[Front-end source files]
========================================

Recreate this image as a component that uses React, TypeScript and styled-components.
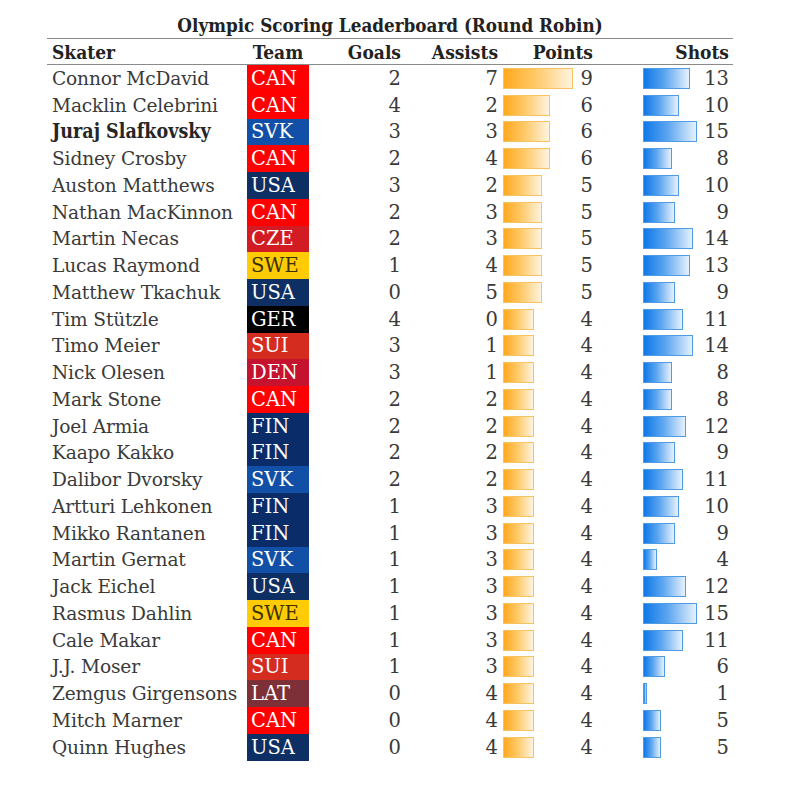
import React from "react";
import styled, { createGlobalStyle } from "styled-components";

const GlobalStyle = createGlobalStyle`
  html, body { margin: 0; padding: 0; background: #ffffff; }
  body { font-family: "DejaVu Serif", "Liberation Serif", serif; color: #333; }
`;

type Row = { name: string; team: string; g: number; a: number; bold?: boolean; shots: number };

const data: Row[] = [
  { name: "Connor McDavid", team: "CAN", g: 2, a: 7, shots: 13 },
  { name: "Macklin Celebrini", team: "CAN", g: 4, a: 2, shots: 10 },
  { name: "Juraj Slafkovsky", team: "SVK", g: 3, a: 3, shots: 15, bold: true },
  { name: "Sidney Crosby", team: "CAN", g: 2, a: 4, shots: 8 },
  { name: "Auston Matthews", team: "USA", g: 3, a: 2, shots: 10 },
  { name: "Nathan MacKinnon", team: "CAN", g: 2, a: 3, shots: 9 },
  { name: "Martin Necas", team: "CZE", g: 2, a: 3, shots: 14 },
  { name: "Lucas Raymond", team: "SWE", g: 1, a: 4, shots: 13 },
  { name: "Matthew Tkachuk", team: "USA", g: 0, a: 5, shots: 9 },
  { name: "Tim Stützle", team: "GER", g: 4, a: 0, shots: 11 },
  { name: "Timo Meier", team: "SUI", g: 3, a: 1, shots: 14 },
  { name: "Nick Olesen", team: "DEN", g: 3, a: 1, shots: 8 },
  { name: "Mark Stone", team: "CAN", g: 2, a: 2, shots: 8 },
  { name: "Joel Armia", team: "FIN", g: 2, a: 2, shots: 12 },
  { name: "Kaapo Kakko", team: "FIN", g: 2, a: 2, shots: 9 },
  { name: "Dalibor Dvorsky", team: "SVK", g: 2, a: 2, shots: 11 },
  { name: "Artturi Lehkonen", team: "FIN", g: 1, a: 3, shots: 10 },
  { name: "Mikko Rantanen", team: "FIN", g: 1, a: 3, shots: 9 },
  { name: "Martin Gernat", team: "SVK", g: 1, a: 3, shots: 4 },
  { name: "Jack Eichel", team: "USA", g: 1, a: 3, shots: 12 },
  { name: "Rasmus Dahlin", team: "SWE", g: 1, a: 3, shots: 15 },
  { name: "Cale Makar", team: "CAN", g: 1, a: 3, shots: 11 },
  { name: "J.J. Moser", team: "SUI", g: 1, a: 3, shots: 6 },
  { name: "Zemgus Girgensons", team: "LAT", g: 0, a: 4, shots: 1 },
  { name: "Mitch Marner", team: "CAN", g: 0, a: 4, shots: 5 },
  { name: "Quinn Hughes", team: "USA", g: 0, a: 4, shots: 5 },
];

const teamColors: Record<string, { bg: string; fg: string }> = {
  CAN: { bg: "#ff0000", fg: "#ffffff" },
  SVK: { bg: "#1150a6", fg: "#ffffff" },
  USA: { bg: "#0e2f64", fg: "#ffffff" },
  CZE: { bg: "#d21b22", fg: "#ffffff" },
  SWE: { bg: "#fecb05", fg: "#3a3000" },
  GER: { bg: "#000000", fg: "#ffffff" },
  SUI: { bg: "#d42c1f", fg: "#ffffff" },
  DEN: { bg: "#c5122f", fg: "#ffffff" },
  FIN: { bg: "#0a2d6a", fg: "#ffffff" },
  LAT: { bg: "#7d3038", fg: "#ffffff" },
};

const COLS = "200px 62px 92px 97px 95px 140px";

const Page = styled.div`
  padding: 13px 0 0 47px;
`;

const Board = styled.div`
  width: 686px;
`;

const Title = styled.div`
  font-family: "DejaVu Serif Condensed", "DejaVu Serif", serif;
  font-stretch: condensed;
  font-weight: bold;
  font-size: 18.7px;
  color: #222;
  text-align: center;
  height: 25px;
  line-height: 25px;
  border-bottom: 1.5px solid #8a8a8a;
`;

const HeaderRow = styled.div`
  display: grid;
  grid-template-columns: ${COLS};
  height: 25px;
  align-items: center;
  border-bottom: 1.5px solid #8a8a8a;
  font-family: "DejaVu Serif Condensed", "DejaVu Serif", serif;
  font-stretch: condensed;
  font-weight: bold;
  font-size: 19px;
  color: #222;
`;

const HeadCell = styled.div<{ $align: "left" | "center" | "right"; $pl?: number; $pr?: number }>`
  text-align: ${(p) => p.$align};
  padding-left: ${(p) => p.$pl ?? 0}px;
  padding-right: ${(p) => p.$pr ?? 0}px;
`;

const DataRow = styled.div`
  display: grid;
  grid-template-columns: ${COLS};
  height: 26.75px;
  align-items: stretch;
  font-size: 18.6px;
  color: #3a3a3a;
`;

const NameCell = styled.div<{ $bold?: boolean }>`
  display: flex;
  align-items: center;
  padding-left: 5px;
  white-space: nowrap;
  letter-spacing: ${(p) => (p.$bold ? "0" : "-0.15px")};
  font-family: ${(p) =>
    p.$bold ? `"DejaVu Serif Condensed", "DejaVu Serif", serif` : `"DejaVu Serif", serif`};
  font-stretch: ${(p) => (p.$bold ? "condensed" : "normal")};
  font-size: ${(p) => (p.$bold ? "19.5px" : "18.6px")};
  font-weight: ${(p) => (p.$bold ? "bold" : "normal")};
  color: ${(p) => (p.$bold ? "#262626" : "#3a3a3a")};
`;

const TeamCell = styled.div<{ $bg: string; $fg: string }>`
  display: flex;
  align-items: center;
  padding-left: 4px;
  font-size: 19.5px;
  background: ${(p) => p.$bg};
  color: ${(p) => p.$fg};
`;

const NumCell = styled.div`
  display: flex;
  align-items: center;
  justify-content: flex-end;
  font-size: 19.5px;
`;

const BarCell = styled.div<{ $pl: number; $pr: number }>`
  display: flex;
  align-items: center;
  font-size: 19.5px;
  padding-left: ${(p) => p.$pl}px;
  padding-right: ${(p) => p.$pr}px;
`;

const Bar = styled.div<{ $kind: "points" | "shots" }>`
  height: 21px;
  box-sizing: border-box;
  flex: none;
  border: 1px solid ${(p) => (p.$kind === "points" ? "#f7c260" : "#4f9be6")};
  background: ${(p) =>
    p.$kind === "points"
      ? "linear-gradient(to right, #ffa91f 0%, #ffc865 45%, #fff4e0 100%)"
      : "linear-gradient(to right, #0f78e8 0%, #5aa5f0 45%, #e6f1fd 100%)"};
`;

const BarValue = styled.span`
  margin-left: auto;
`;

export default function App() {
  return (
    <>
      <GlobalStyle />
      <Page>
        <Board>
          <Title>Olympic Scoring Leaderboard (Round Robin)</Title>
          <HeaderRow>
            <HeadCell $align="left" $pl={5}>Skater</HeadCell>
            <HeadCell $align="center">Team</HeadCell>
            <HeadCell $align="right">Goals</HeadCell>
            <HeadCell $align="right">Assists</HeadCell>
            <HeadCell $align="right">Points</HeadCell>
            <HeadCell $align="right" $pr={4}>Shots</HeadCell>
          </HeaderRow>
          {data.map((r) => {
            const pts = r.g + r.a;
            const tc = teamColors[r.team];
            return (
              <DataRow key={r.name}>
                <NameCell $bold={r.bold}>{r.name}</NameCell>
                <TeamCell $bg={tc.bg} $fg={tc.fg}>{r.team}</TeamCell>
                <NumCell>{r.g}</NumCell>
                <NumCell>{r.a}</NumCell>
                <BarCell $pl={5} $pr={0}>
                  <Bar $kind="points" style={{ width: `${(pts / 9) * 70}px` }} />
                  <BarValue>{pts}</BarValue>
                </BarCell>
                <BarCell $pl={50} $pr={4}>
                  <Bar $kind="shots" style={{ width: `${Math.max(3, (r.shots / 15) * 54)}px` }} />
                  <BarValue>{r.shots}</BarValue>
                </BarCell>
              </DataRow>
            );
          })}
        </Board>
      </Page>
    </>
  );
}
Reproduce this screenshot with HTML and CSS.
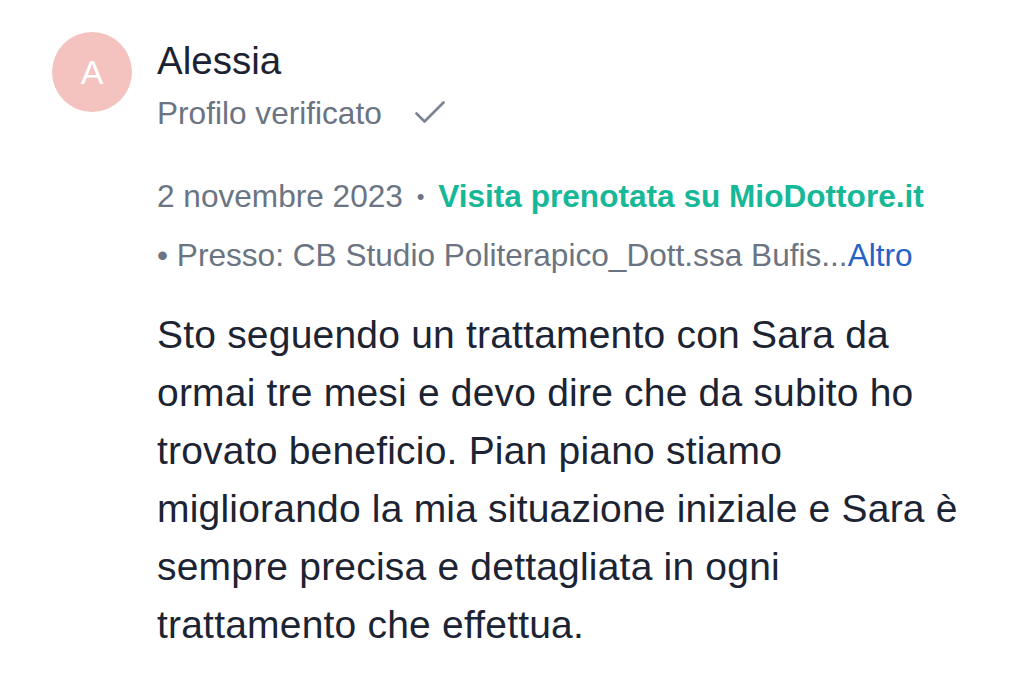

========================================

## Task brief:
Write out each line of the listing above, exactly, from its first line to the line holding "string; team: string;", inclusive. Skip the pictures.

## Output for this exercise:
Recreate this image as a component that uses React, TypeScript and styled-components.
import React from "react";
import styled, { createGlobalStyle } from "styled-components";

const GlobalStyle = createGlobalStyle`
  html, body { margin: 0; padding: 0; background: #ffffff; }
  body { font-family: "DejaVu Serif", "Liberation Serif", serif; color: #333; }
`;

type Row = { name: string; team: string; g: number; a: number; bold?: boolean; shots: number };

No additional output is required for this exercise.